A proposta inicial da prefeitura era o aumento de carga horária em português e matemática, a inclusão de ensino religioso na grade obrigatória das escolas (alunos poderiam optar por não fazer a disciplina), a diminuição dos tempos de história e geografia, e exclusão de filosofia.

Após um debate com as escolas, português, matemática, história e geografia mantiveram o número de aulas da antiga grade, e ensino religioso entrou no lugar de filosofia. Segundo a diretora de Comunicações do Sindicato dos Municipários de Porto Alegre (Simpa), Cindi Regina Sandri, apesar da contribuição das escolas, a proposta da secretaria não caracteriza um consenso, já que a categoria rejeita o fim de filosofia.

— A secretaria determinou que a escola deve funcionar dessa maneira, mas a gente entende que dentro dessa organização está embutida a concepção pedagógica dela, de oferecer uma escola pobre aos pobres que são atendidos. A preocupação da gestão está em aumentar o índice do Ideb (avaliação nacional da educação) — afirma Sandri.

Pressão do Ideb

Segundo a Secretaria de Educação da cidade, as mudanças não são orientadas por uma ideologia conservadora. Na avaliação da pasta, “conservar seria manter como está, desconsiderando o fraco desempenho dos nossos alunos no Ideb, que é incompatível com os investimentos que historicamente foram feitos na área de Educação em Porto Alegre”.

No último Ideb (sigla de Índice de Desenvolvimento da Educação Básica), de 2019, a rede municipal da capital gaúcha ficou com 4,9 (numa escala de 0 a 10) nos anos iniciais (do 1º ao 5º ano) e 3,7 nos finais (do 6º ao 9º) do ensino fundamental. O resultado em ambos os índices a coloca entre as piores capitais do país. Nesse mesmo período, suas metas eram de 5,6 e 5, respectivamente, e a média nacional para as redes municipais ficou em 5,7 e 4,5.

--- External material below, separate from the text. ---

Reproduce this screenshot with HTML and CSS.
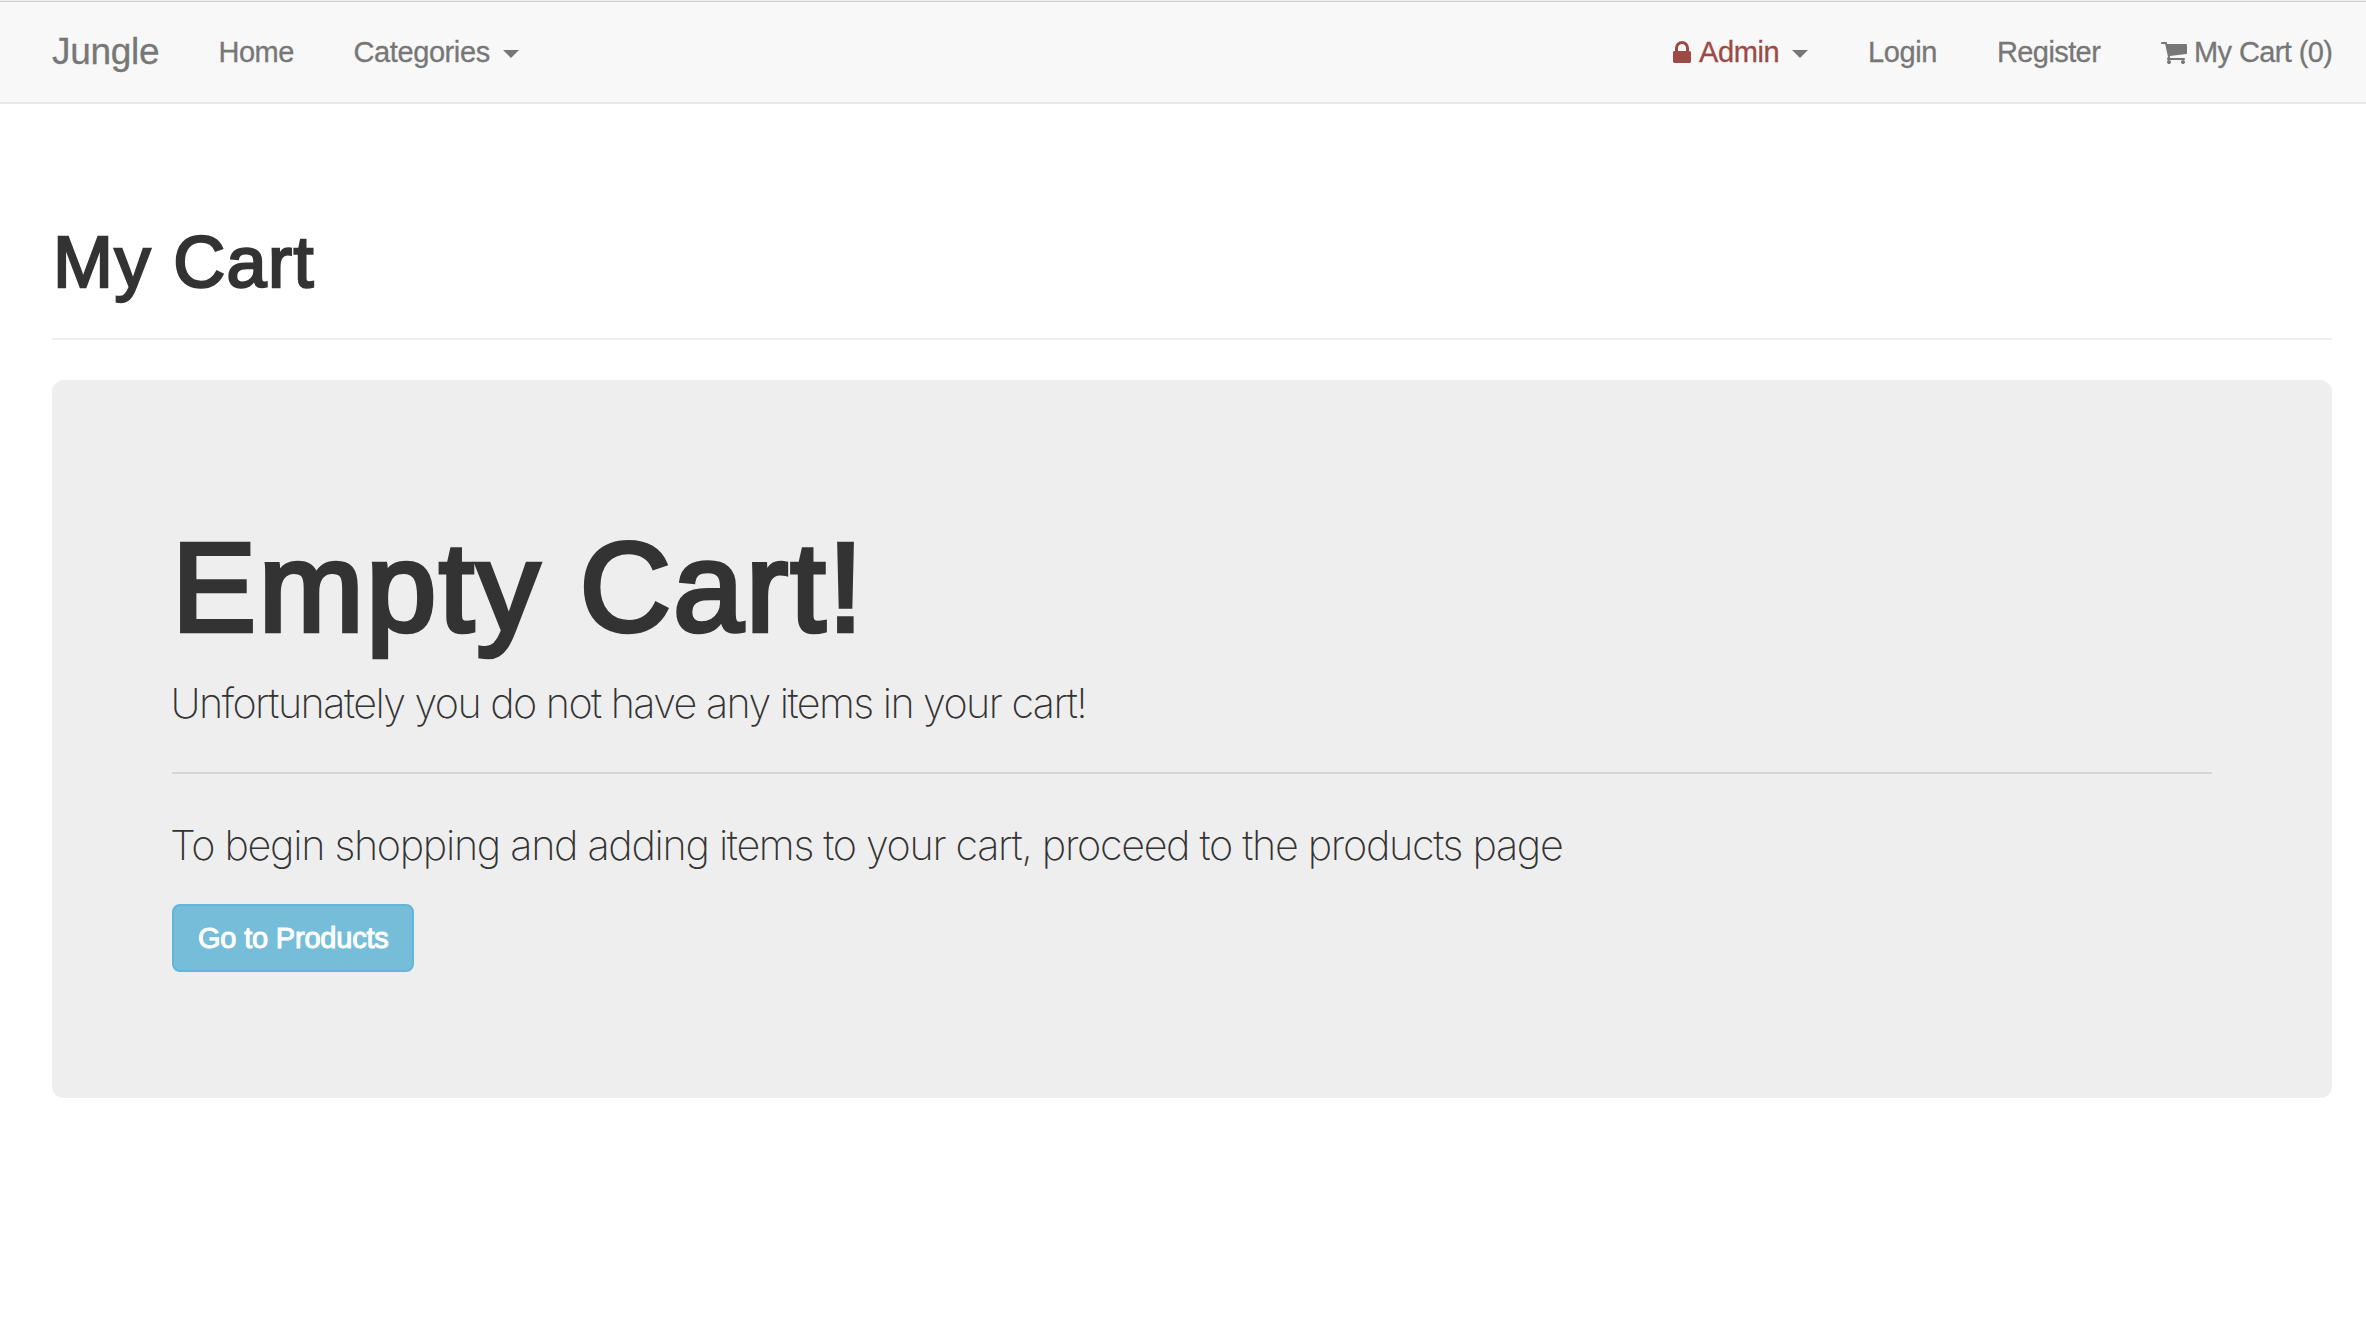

— As avaliações externas fazem com que o currículo das redes se modifique. Se elas só avaliam português e matemática, o objetivo dos gestores às vezes é conseguir boas notas nesses exames, e não garantir o direito à educação. Nessa lógica distorcida, não tem porque oferecer disciplinas, como as ciências humanas, que não serão mensuradas — diz a pesquisadora Fernanda Moura, que faz parte da Frente Nacional Escola Sem Mordaça.

Doutor em Educação no Rio Grande do Sul, Gregório Grisa aponta que, mesmo assim, a reformulação da carga horária da cidade não necessariamente garantirá um Ideb melhor. Segundo ele, medidas como a ampliação do ensino integral — alunos que ficam mais de 7 horas na escola — e a universalização da pré-escola na rede são caminhos melhores para esse objetivo.

— Atualmente, só 10% das matrículas são de tempo integral e 65% das crianças estão na pré-escola, quando isso já deveria ser de 100% — afirma.

Grisa explica ainda que a rede municipal de Porto Alegre consegue índices razoáveis de proficiência na Prova Brasil, mas sofre com taxas de evasão. As duas variáveis, combinadas, compõem o Ideb.

— A rede municipal atende a camada mais pobre. É muito desafiador do ponto de vista da evasão, que, quando aumenta, derruba a nota do Ideb — diz.

A Secretaria de Educação de Porto Alegre informa que a proposta prevê o estudo de filosofia de forma transversal, como “ferramenta interdisciplinar de planejamento da vida do aluno, desde as primeiras séries”. A secretaria acrescentou que a disciplina de ensino religioso é uma determinação da BNCC, o que é contestado por especialistas.

— Fica a cargo das redes definir como será essa oferta. Não precisa ser uma disciplina— diz Lindberg.